Route-finding the second day was extremely difficult; Bob and Duane were amazing, talking each other through the possibilities. Those guys really know what it's all about!
Grizzly poop was encountered. Ripped-apart logs were encountered. No grizzlies were encountered.
Day two: 6 AM to arrival at vehicle at 10 PM, with one of the benefits of a northern-tier state being it was light all the way.
This is one outing won't leave my mind. I don't want it to.
saintgrizzly, Duane, and I drove my trusty 4Runner to the end of the "road" and camped, then started early, intending to round-trip this one in one day. To make a long story short, this isn't wise. We experienced route difficulties and other time-killers, and then if that wasn't enough I managed to strain or slightly tear a quad muscle on my left leg while still pretty high on the mountain, forcing us to bivouac about here.
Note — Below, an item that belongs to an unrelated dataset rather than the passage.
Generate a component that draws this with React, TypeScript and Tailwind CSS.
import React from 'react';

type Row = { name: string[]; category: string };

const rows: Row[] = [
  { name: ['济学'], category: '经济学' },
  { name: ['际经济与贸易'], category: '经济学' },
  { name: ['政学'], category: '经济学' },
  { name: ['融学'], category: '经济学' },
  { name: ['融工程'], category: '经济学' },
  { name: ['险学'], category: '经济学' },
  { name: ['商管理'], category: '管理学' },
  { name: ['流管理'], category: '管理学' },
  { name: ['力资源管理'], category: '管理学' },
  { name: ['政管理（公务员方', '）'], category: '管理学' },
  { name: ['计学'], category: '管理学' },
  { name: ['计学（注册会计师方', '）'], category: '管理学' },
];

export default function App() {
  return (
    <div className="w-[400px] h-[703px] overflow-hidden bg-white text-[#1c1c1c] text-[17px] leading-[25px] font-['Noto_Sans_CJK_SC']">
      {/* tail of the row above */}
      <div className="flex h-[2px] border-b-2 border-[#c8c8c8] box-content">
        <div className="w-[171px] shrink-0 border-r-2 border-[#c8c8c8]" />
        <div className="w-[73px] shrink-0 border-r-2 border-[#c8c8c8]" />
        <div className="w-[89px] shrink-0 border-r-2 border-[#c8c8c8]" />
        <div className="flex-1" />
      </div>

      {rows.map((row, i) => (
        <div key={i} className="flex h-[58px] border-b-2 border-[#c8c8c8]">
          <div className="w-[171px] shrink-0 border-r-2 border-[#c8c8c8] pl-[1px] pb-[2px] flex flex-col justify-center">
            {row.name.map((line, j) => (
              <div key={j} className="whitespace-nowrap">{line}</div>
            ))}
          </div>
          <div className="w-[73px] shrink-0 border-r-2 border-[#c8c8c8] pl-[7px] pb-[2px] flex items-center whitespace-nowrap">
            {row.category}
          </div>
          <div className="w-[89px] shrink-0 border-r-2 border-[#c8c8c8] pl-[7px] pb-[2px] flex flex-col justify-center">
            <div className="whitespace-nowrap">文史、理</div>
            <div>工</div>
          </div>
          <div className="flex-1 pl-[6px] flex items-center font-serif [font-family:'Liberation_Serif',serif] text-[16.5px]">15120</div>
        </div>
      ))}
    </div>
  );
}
In the morning I tested my mobility and learned that I could walk with the knee straight or nearly so, and that I could descend by reaching down with the injured leg, keeping it straight on the landing. This of course slowed us considerably, not to mention more route-finding problems and brush bashing above the shores of the upper Ashley Lake. Suffice it to say that it was a 16-hour epic to get back to the car.
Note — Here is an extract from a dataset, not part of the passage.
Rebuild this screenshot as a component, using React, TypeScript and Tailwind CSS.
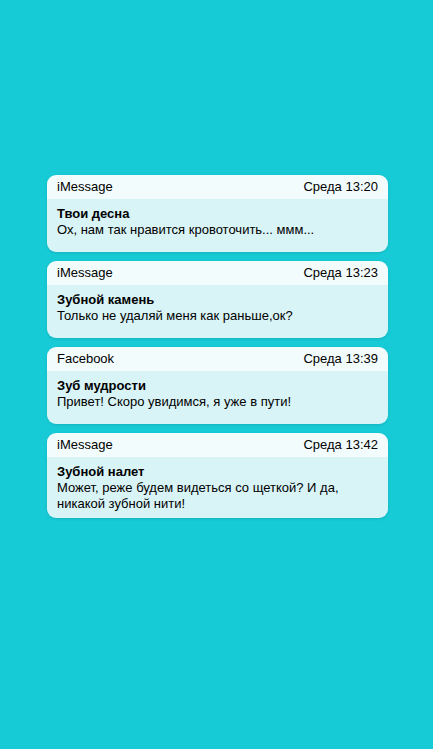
const notes = [
  { app: 'iMessage', time: 'Среда 13:20', title: 'Твои десна', text: 'Ох, нам так нравится кровоточить... ммм...' },
  { app: 'iMessage', time: 'Среда 13:23', title: 'Зубной камень', text: 'Только не удаляй меня как раньше,ок?' },
  { app: 'Facebook', time: 'Среда 13:39', title: 'Зуб мудрости', text: 'Привет! Скоро увидимся, я уже в пути!' },
  { app: 'iMessage', time: 'Среда 13:42', title: 'Зубной налет', text: 'Может, реже будем видеться со щеткой? И да, никакой зубной нити!' },
];

export default function App() {
  return (
    <div
      className="min-h-[749px] w-full bg-[#17cbd6] pl-[47px] pt-[175px] text-black"
      style={{ fontFamily: '"Liberation Sans", Arial, sans-serif' }}
    >
      <div className="flex w-[341px] flex-col gap-[9px]">
        {notes.map((n) => (
          <div key={n.time} className="overflow-hidden rounded-[9px] shadow-[0_1px_3px_rgba(0,0,0,0.12)]">
            <div className="flex h-[24px] items-center justify-between bg-[#f3fcfd] px-[10px] text-[13px]">
              <span>{n.app}</span>
              <span>{n.time}</span>
            </div>
            <div className="min-h-[53px] bg-[#d9f4f7] px-[10px] pt-[7px] pb-[6px] text-[13px] leading-[16px]">
              <div className="font-bold">{n.title}</div>
              <div>{n.text}</div>
            </div>
          </div>
        ))}
      </div>
    </div>
  );
}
This is not an approach I would recommend, however I do know how I'd do it from that starting point if I were to repeat. Of course I won't do so because of my twin mottos - "So many mountains, so little time", and "Life is too short for repeats".
No grizzlies were encountered.
Climbed August 1963
My first larger mountain, climbed with Larry Corrigan, Bob Lambeth, Don Munn Jr. and Don Munn Sr.
Our route was dictated more by transportation than by choice. I would not recommend this route, but it is doable. We took two and a half days.
We bushwhacked from Post Creek up the north-south trending drainage passing through Sections 18 and 19 and originating at the small glacier on the west side of the peak. Then we ascended the glacier, west face, and west ridge to the summit
We encountered a black bear and a sow grizzly with two cubs on the west face just below the summit.